╔══

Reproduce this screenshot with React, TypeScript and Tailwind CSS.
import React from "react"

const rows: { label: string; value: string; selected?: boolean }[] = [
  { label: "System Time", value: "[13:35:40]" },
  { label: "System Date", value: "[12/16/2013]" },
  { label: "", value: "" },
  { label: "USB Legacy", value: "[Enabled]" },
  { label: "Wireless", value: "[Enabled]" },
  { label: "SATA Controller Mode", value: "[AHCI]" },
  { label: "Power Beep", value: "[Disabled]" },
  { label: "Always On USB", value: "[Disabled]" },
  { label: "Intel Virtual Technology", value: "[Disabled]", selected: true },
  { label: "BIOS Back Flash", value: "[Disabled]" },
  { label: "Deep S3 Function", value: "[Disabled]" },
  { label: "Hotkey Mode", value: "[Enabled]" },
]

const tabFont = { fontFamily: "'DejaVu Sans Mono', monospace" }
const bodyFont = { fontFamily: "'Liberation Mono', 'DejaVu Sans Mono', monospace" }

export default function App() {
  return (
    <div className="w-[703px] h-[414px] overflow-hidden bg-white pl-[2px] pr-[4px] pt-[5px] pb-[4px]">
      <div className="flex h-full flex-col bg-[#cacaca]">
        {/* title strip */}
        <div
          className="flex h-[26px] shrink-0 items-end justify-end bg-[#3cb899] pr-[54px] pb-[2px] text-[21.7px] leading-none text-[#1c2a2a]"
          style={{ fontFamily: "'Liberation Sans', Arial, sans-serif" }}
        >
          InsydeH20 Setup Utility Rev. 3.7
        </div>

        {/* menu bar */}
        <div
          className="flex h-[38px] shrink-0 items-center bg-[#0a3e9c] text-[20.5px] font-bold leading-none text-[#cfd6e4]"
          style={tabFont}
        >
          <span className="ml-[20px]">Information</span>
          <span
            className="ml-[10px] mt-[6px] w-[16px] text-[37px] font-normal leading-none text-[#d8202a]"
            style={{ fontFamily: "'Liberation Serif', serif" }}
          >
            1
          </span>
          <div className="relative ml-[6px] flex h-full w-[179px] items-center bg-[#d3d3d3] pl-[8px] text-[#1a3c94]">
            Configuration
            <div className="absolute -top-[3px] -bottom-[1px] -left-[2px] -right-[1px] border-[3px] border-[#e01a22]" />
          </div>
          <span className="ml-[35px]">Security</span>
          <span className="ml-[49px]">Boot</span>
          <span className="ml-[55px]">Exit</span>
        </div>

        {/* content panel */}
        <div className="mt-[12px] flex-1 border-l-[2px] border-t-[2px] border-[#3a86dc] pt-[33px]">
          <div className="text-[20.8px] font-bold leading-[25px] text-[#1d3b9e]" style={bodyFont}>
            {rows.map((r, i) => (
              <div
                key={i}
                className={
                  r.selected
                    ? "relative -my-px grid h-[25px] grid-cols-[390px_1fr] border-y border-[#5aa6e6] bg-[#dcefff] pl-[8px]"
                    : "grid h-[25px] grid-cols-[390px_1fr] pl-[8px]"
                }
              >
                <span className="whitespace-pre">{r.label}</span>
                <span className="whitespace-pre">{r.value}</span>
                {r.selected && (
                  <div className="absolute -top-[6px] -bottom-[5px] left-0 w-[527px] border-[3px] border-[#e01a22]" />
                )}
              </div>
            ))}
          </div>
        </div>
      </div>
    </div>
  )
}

╚══

_THE PROBLEM:_ Scan the listing above. Collect all lines with the word "React".

_COMPLETE RESPONSE:_
Reproduce this screenshot with React, TypeScript and Tailwind CSS.
import React from "react"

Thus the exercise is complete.